PROMPT ▸ Return the whole listing, line for line, without the pictures in it.

PROVIDED DATA ▸
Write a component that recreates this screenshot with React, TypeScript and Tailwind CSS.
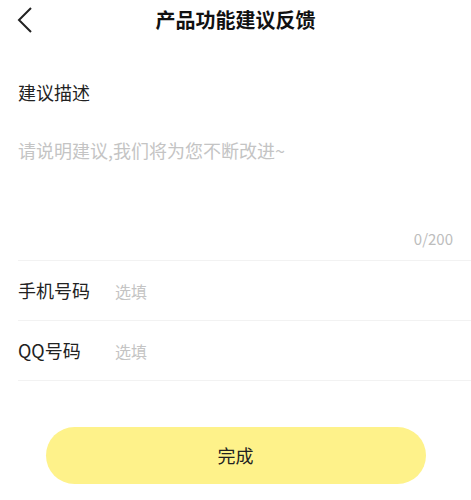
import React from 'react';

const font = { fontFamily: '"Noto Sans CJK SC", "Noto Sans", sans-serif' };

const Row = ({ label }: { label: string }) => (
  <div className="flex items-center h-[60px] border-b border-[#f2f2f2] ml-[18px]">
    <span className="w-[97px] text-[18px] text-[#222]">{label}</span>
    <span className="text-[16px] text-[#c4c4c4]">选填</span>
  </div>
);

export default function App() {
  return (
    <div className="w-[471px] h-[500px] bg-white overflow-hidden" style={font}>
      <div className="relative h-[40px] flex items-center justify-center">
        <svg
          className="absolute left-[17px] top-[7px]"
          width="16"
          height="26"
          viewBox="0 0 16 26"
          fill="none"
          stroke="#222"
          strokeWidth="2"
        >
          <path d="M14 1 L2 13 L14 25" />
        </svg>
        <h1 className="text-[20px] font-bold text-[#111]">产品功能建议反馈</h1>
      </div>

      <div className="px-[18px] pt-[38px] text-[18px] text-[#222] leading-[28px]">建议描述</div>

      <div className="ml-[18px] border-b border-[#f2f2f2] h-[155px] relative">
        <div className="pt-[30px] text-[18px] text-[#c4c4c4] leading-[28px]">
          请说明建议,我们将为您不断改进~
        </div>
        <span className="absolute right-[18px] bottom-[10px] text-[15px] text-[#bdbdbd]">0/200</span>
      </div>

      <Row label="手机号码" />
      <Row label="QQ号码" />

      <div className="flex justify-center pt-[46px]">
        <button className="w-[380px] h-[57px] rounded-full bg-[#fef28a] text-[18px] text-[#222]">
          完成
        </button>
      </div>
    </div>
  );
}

RIGHT ANSWER ▸
Write a component that recreates this screenshot with React, TypeScript and Tailwind CSS.
import React from 'react';

const font = { fontFamily: '"Noto Sans CJK SC", "Noto Sans", sans-serif' };

const Row = ({ label }: { label: string }) => (
  <div className="flex items-center h-[60px] border-b border-[#f2f2f2] ml-[18px]">
    <span className="w-[97px] text-[18px] text-[#222]">{label}</span>
    <span className="text-[16px] text-[#c4c4c4]">选填</span>
  </div>
);

export default function App() {
  return (
    <div className="w-[471px] h-[500px] bg-white overflow-hidden" style={font}>
      <div className="relative h-[40px] flex items-center justify-center">
        <svg
          className="absolute left-[17px] top-[7px]"
          width="16"
          height="26"
          viewBox="0 0 16 26"
          fill="none"
          stroke="#222"
          strokeWidth="2"
        >
          <path d="M14 1 L2 13 L14 25" />
        </svg>
        <h1 className="text-[20px] font-bold text-[#111]">产品功能建议反馈</h1>
      </div>

      <div className="px-[18px] pt-[38px] text-[18px] text-[#222] leading-[28px]">建议描述</div>

      <div className="ml-[18px] border-b border-[#f2f2f2] h-[155px] relative">
        <div className="pt-[30px] text-[18px] text-[#c4c4c4] leading-[28px]">
          请说明建议,我们将为您不断改进~
        </div>
        <span className="absolute right-[18px] bottom-[10px] text-[15px] text-[#bdbdbd]">0/200</span>
      </div>

      <Row label="手机号码" />
      <Row label="QQ号码" />

      <div className="flex justify-center pt-[46px]">
        <button className="w-[380px] h-[57px] rounded-full bg-[#fef28a] text-[18px] text-[#222]">
          完成
        </button>
      </div>
    </div>
  );
}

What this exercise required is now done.